Supporters argue this measure is necessary to stop voter fraud which has proven to be practically nonexistent in Wisconsin's history.
"The truth is that the bill’s supporters want to impose as many roadblocks as possible to make it more difficult for certain segments of the population to vote," Senator Risser pointed out.
"Wisconsin should work to find ways to strengthen election procedures and voter turnout without erecting additional barriers to disenfranchise our citizens," Senator Risser said.
State Senator Alberta Darling (R-River Hills) issued the following statement after she voted in favor of legislation to require voters to show a photo ID at the polls:
“Voting is our most sacred right and we must do all we can to ensure the integrity of our elections. Wisconsin voters need a guarantee that their votes count, because every fraudulent vote cancels out a legitimate vote. Voter ID is a common sense way to reduce voter fraud and protect the ballot box.”
Senator Lena Taylor (D-Milwaukee) fiercely opposes the legislation her Republican colleagues voted for "that would directly cause massive disenfranchisement on the countless number of minorities, elderly, disabled, and low-income families around Wisconsin."
“There is no reason to suppress the vote, to implement a poll tax, to make GOP responsible for the reincarnation of Jim Crow Laws” says Senator Taylor.
Senator Taylor says "the Voter Suppression Bill will have life long effects on people who are not able to sign a poll list or pay for an ID due to disability, financial challenges or mobility. This bill also affects universities severely by requiring the campuses to issue an ID every two years, a cost to the defunded UWSystem under GOP leadership, thereby mandating higher spending."

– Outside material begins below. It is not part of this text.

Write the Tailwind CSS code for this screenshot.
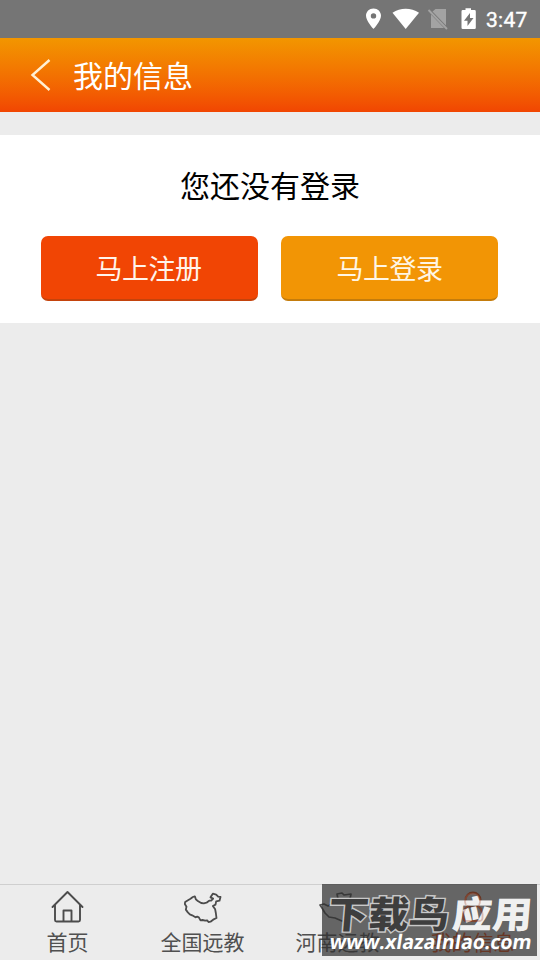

“Its one of the most restrictive bills to limit access to a constitutional right- the right to vote; and in this bill the GOP drives us backwards. In fact, so far backwards, I feel like we are back at Dred Scott,” Senator Taylor exclaimed.
Supporters say the Voter D law requires voters to prove who they are and that they are legally able to vote by applying for and presenting a Voter ID Card before they are given a ballot.

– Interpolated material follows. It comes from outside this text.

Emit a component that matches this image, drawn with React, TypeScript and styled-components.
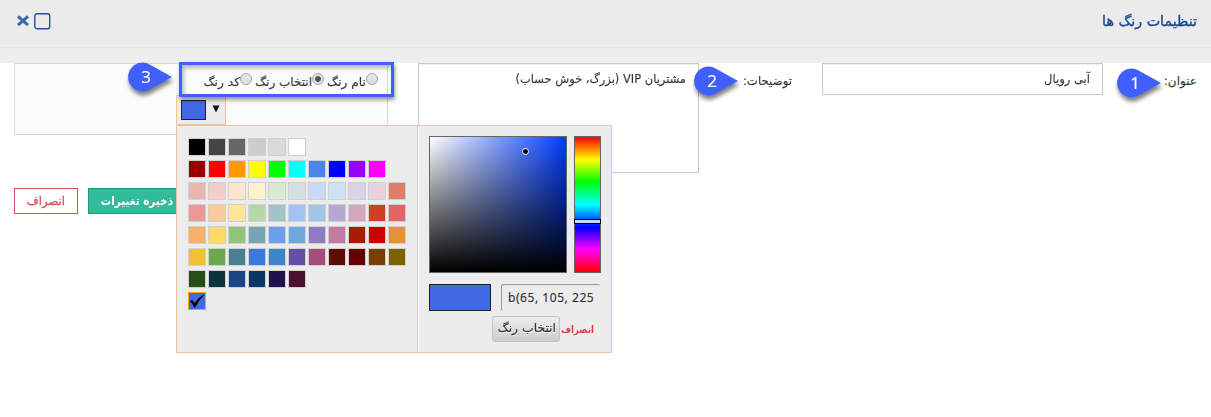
import React from "react";
import styled, { createGlobalStyle } from "styled-components";

const Global = createGlobalStyle`
  * { box-sizing: border-box; }
  body { margin: 0; background: #fff; }
`;

const faFont = `"DejaVu Sans", sans-serif`;

const Page = styled.div`
  direction: rtl;
  width: 100%;
  height: 417px;
  overflow: hidden;
  font-family: ${faFont};
  font-size: 12px;
  color: #3a3a3a;
  -webkit-text-stroke: 0.15px currentColor;
`;
const Header = styled.header`
  height: 48px;
  padding: 0 14px 5px 16px;
  display: flex;
  align-items: center;
  justify-content: space-between;
  background: #ebebeb;
  border-bottom: 1px solid #e3e3e3;
`;
const Strip = styled.div`
  height: 15px;
  background: #eeeeee;
`;
/* One line of text that occupies a fixed width, scaled to fit it. */
const Line = styled.span<{ $w: number; $scale?: number }>`
  display: inline-block;
  flex: none;
  width: ${(p) => p.$w}px;
  white-space: nowrap;
  transform: scaleX(${(p) => p.$scale ?? 1});
  transform-origin: right center;
`;
const Title = styled.h1`
  margin: 0;
  font-size: 14px;
  line-height: 20px;
  font-weight: 400;
  color: #174891;
  -webkit-text-stroke: 0.35px #174891;
`;
const WindowTools = styled.div`
  display: flex;
  direction: ltr;
  gap: 4px;
  svg { display: block; }
`;
const Form = styled.main`
  display: flex;
  align-items: flex-start;
  padding: 0 14px;
  height: 125px;
`;
const Label = styled.label<{ $w: number }>`
  width: ${(p) => p.$w}px;
  flex: none;
  padding-top: 10px;
  line-height: 17px;
`;
const Field = styled.div<{ $h: number }>`
  width: 281px;
  height: ${(p) => p.$h}px;
  flex: none;
  margin-left: 30px;
  padding: 7px 12px;
  line-height: 17px;
  border: 1px solid #c9c9c9;
  background: #fff;
  box-shadow: inset 0 1px 1px #f0f0f0;
`;
const ColorField = styled.section`
  position: relative;
  width: 374px;
  height: 72px;
  flex: none;
  border: 1px solid #d8d8d8;
  background: repeating-conic-gradient(#f9f9f9 0 25%, #fefefe 0 50%) 0 0 / 4px 4px;
`;
const Radios = styled.div`
  display: flex;
  align-items: flex-start;
  padding: 9px 9px 0 0;
`;
const Option = styled.label`
  display: flex;
  margin-left: 3px;
  line-height: 19px;
`;
const Dot = styled.i<{ $on?: boolean }>`
  width: 12px;
  height: 12px;
  flex: none;
  border-radius: 50%;
  border: 1px solid #a6a6a6;
  background: ${(p) =>
    p.$on
      ? "radial-gradient(circle, #555 0 2.5px, #e0e0e0 3.3px)"
      : "linear-gradient(#e6e6e6, #dcdcdc)"};
`;
const Highlight = styled.div`
  position: absolute;
  left: 164px;
  top: -2px;
  width: 215px;
  height: 35px;
  border: 3px solid #3f5fff;
  box-shadow: 1px 3px 4px rgba(0, 0, 0, 0.4), inset 2px 3px 4px rgba(0, 0, 0, 0.28);
  z-index: 3;
`;
const Picker = styled.div`
  position: absolute;
  left: 161px;
  top: 31px;
  direction: ltr;
  z-index: 2;
`;
const Trigger = styled.div`
  width: 50px;
  height: 30px;
  padding: 4px;
  display: flex;
  align-items: center;
  gap: 6px;
  border: 1px solid #f0c49b;
  background: #ececec;
  svg { margin-bottom: 2px; }
`;
const Preview = styled.div<{ $w: number; $h: number }>`
  width: ${(p) => p.$w}px;
  height: ${(p) => p.$h}px;
  flex: none;
  border: 1px solid #222;
  background: #4169e1;
`;
const Popup = styled.div`
  display: flex;
  width: 436px;
  height: 228px;
  border: 1px solid #f0c49b;
  background: #ececec;
`;
const Palette = styled.div`
  width: 241px;
  flex: none;
  padding: 12px 0 0 11px;
  display: flex;
  flex-direction: column;
  gap: 4px;
  border-right: 1px solid #ccc;
`;
const SwatchRow = styled.div`
  display: flex;
  gap: 2px;
`;
const Swatch = styled.div<{ $c: string; $sel?: boolean }>`
  width: 18px;
  height: 18px;
  border: 1px solid ${(p) => (p.$sel ? "#ffa500" : "#d0d0d0")};
  background: ${(p) => p.$c};
  svg { display: block; }
`;
const Mixer = styled.div`
  flex: 1;
  padding: 10px 10px 0;
  border-left: 1px solid #fff;
`;
const Sliders = styled.div`
  display: flex;
  gap: 7px;
`;
const Plane = styled.div`
  position: relative;
  width: 138px;
  height: 137px;
  border: 1px solid #666;
  background: linear-gradient(to top, #000, transparent),
    linear-gradient(to right, #fff, #003cff);
`;
const Handle = styled.div`
  position: absolute;
  left: 92px;
  top: 11px;
  width: 7px;
  height: 7px;
  border: 1px solid #fff;
  border-radius: 50%;
  background: #000;
`;
const Hue = styled.div`
  position: relative;
  width: 27px;
  height: 137px;
  border: 1px solid #666;
  background: linear-gradient(#f00, #ff0 17%, #0f0 33%, #0ff 50%, #00f 67%, #f0f 83%, #f00);
`;
const HueHandle = styled.div`
  position: absolute;
  left: -1px;
  top: 82px;
  width: 27px;
  height: 5px;
  border: 1px solid #000;
  background: #cbd8ff;
`;
const ValueRow = styled.div`
  display: flex;
  justify-content: space-between;
  padding-top: 11px;
  width: 171px;
`;
const Value = styled.div`
  width: 99px;
  height: 27px;
  padding: 0 0 0 6px;
  font: 12px/26px "Noto Sans", sans-serif;
  letter-spacing: 0.55px;
  color: #333;
  white-space: nowrap;
  border: solid #999;
  border-width: 1px 0 0 1px;
  border-radius: 3px 2px 0 2px;
`;
const PickerActions = styled.div`
  display: flex;
  direction: rtl;
  align-items: center;
  padding: 5px 7px 0 0;
`;
const Choose = styled.button`
  width: 68px;
  height: 26px;
  padding: 0 3px 3px;
  margin: 0 2px 0 0;
  direction: rtl;
  text-align: right;
  font: 12px/20px ${faFont};
  color: #333;
  text-shadow: 0 1px 0 #fff;
  border: 1px solid #c3c3c3;
  border-radius: 3px;
  background: linear-gradient(#eee, #ccc);
`;
const CancelLink = styled.a`
  color: #d93f3f;
  font-size: 10px;
  font-weight: 700;
  line-height: 20px;
  padding-top: 1px;
  -webkit-text-stroke: 0;
`;
const Buttons = styled.footer`
  display: flex;
  direction: ltr;
  gap: 10px;
  padding: 0 14px;
`;
const Button = styled.button<{ $solid?: boolean }>`
  width: ${(p) => (p.$solid ? 98 : 64)}px;
  height: 26px;
  padding: 0 12px 1px;
  direction: rtl;
  text-align: right;
  font: ${(p) => (p.$solid ? 700 : 400)} 12px/22px ${faFont};
  color: ${(p) => (p.$solid ? "#fff" : "#d9534f")};
  -webkit-text-stroke: ${(p) => (p.$solid ? 0 : 0.3)}px currentColor;
  border: 1px solid ${(p) => (p.$solid ? "#209a7b" : "#d9534f")};
  background: ${(p) => (p.$solid ? "#32bc9b" : "#fff")};
`;
const PinBox = styled.div<{ $x: number; $y: number }>`
  position: absolute;
  left: ${(p) => p.$x}px;
  top: ${(p) => p.$y}px;
  width: 44px;
  height: 30px;
  z-index: 4;
  direction: ltr;
  filter: drop-shadow(1px 4px 2px rgba(0, 0, 0, 0.5));
  svg { position: absolute; inset: 0; }
`;
const PinNumber = styled.span`
  position: relative;
  display: block;
  width: 36px;
  text-align: center;
  font: 17px/30px "Open Sans", sans-serif;
  color: #fff;
`;

const Pin = ({ n, x, y }: { n: number; x: number; y: number }) => (
  <PinBox $x={x} $y={y}>
    <svg width="44" height="30" viewBox="0 0 44 30">
      <path d="M44 15 L22 2.7 A14.4 14.4 0 1 0 22 27.3 Z" fill="#3f5fff" />
    </svg>
    <PinNumber>{n}</PinNumber>
  </PinBox>
);

const palette = [
  "000000 444444 666666 cccccc d9d9d9 ffffff",
  "980000 ff0000 ff9900 ffff00 00ff00 00ffff 4a86e8 0000ff 9900ff ff00ff",
  "e6b8af f4cccc fce5cd fff2cc d9ead3 d0e0e3 c9daf8 cfe2f3 d9d2e9 ead1dc dd7e6b",
  "ea9999 f9cb9c ffe599 b6d7a8 a2c4c9 a4c2f4 9fc5e8 b4a7d6 d5a6bd cc4125 e06666",
  "f6b26b ffd966 93c47d 76a5af 6d9eeb 6fa8dc 8e7cc3 c27ba0 a61c00 cc0000 e69138",
  "f1c232 6aa84f 45818e 3c78d8 3d85c6 674ea7 a64d79 5b0f00 660000 783f04 7f6000",
  "274e13 0c343d 1c4587 073763 20124d 4c1130",
].map((row) => row.split(" "));

export default function App() {
  return (
    <Page>
      <Global />
      <Header>
        <Title><Line $w={95} $scale={1.02}>تنظیمات رنگ ها</Line></Title>
        <WindowTools>
          <svg width="14" height="16" viewBox="0 0 14 16">
            <path d="M2 3.3 L12 12.2 M12 3.3 L2 12.2" stroke="#3e68a8" strokeWidth="3" />
          </svg>
          <svg width="17" height="17" viewBox="0 0 17 17">
            <rect x=".8" y=".8" width="14.9" height="14.9" rx="2.2" fill="none" stroke="#22539a" strokeWidth="1.4" />
          </svg>
        </WindowTools>
      </Header>
      <Strip />
      <Form>
        <Label $w={94}><Line $w={33}>عنوان:</Line></Label>
        <Field $h={32}><Line $w={46} $scale={0.96}>آبی رویال</Line></Field>
        <Label $w={93}><Line $w={49} $scale={0.98}>توضیحات:</Line></Label>
        <Field $h={110}><Line $w={170} $scale={0.955}>مشتریان VIP (بزرگ، خوش حساب)</Line></Field>
        <ColorField>
          <Radios>
            <Option><Dot /><Line $w={39} $scale={1.02}>نام رنگ</Line></Option>
            <Option><Dot $on /><Line $w={57}>انتخاب رنگ</Line></Option>
            <Option><Dot /><Line $w={38} $scale={1.02}>کد رنگ</Line></Option>
          </Radios>
          <Picker>
            <Trigger>
              <Preview $w={25} $h={20} />
              <svg width="8" height="8" viewBox="0 0 8 8"><path d="M.5 .5 H7.5 L4 7.5Z" fill="#111" /></svg>
            </Trigger>
            <Popup>
              <Palette>
                {palette.map((row) => (
                  <SwatchRow key={row[0]}>
                    {row.map((c) => <Swatch key={c} $c={`#${c}`} />)}
                  </SwatchRow>
                ))}
                <Swatch $c="#4169e1" $sel>
                  <svg width="16" height="16" viewBox="0 0 16 16">
                    <path d="M.8 8 L3.2 7 L5.6 10 Q9 4.5 14.8 1.5 L15 2.3 Q10 7 6.2 14.5 L5.2 14.5 Q3.5 10.5 .8 8Z" />
                  </svg>
                </Swatch>
              </Palette>
              <Mixer>
                <Sliders>
                  <Plane><Handle /></Plane>
                  <Hue><HueHandle /></Hue>
                </Sliders>
                <ValueRow>
                  <Preview $w={62} $h={27} />
                  <Value>b(65, 105, 225</Value>
                </ValueRow>
                <PickerActions>
                  <CancelLink><Line $w={32} $scale={0.86}>انصراف</Line></CancelLink>
                  <Choose><Line $w={59} $scale={1.03}>انتخاب رنگ</Line></Choose>
                </PickerActions>
              </Mixer>
            </Popup>
          </Picker>
          <Highlight />
        </ColorField>
      </Form>
      <Buttons>
        <Button><Line $w={38} $scale={0.97}>انصراف</Line></Button>
        <Button $solid><Line $w={72} $scale={0.87}>ذخیره تغییرات</Line></Button>
      </Buttons>
      <Pin n={1} x={1117} y={68} />
      <Pin n={2} x={694} y={66} />
      <Pin n={3} x={128} y={62} />
    </Page>
  );
}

The bill was passed after two days of debate, extreme rhetoric and delay tactics from the minority and disruptions from Capitol protesters.
“The dignity of the institution, and the results of the election, used to matter to both the majority and the minority party. Today, the Democrats made it clear they just don’t care anymore," Republican Senator Scott Fitzgerald said.
“First, they fled to Illinois instead of doing their jobs. Then, they allowed their allies to shout down and interrupt the Democratic process. Then, they refused to follow the rules of the Senate they know full well. When protesters shouted down a Republican press conference today, one actually told the Democrat Senators ‘we ran them out for you.’ They might as well have high-fived each other," Senator Fitzgerald said.
“Sooner or later, I hope the Democrats grow up and remember that they’re legislators, and stop posing for the cameras and playing to their base," Senator Fitzgerald continued.
“Last session, I didn’t agree with the Democrats’ constant job killers, tax hikes and special interest giveaways. But I didn’t get my friends to pack the galleries, yell ‘shame’ at my fellow legislators and pretend the Senate rules apply only when it’s convenient," said Senator Fitzgerald.
“Photo ID is a reasonable, overdue election reform. Someone who votes legally deserves to know that their vote matters and isn’t getting cancelled out by someone else’s fraud,” Senator Fitzgerald explained.
One Wisconsin Now Executive Director Scot Ross says the law Governor Walker is expected to sign next week is the nation's most restrictive voter ID law.
“The history books will condemn the anti-American and unconstitutional action by Gov. Scott Walker and the Republican controlled legislature to deny eligible voters their sacred right to vote," Ross said.
"Ultimately, this will cost Wisconsin not only our fair and clean elections, but also millions of additional tax dollars when a court rules against them for damages for denying legal voters the right to vote,” said Ross.